+++ Data extract +++

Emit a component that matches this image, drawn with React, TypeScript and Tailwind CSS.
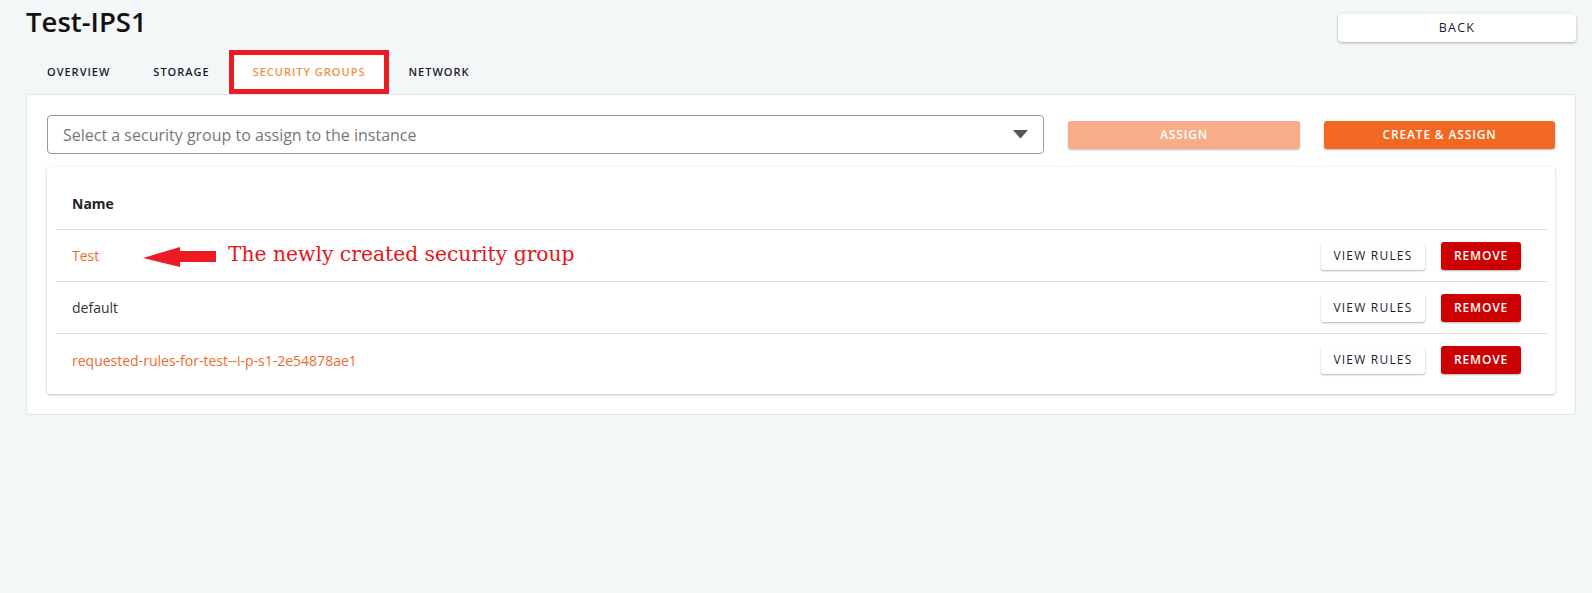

+++
+++ Data extract +++

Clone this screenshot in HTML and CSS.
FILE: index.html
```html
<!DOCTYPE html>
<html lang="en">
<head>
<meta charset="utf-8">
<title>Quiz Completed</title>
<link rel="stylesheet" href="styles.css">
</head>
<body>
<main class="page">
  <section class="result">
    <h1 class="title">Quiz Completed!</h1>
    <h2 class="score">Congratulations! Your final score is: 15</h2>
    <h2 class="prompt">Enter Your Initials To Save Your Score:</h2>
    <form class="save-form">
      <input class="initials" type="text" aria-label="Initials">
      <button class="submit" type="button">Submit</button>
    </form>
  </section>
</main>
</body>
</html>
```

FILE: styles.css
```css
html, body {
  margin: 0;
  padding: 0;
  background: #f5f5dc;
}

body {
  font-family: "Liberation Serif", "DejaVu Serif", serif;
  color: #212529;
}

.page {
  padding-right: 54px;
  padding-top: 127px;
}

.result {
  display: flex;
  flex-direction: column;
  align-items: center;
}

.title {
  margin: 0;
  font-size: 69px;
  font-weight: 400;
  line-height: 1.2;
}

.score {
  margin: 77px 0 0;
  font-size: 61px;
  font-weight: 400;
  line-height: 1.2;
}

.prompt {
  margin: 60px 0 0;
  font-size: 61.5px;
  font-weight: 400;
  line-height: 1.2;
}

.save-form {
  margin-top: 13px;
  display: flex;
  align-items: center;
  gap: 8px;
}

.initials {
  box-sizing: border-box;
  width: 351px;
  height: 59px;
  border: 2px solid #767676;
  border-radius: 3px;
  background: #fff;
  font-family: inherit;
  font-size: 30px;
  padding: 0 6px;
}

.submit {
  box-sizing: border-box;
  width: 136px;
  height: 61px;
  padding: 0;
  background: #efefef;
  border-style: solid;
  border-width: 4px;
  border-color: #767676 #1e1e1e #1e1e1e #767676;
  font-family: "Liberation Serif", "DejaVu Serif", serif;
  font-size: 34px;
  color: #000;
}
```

+++

Pull out all lines containing the word "this" from the entries above.

Emit a component that matches this image, drawn with React, TypeScript and Tailwind CSS.
Clone this screenshot in HTML and CSS.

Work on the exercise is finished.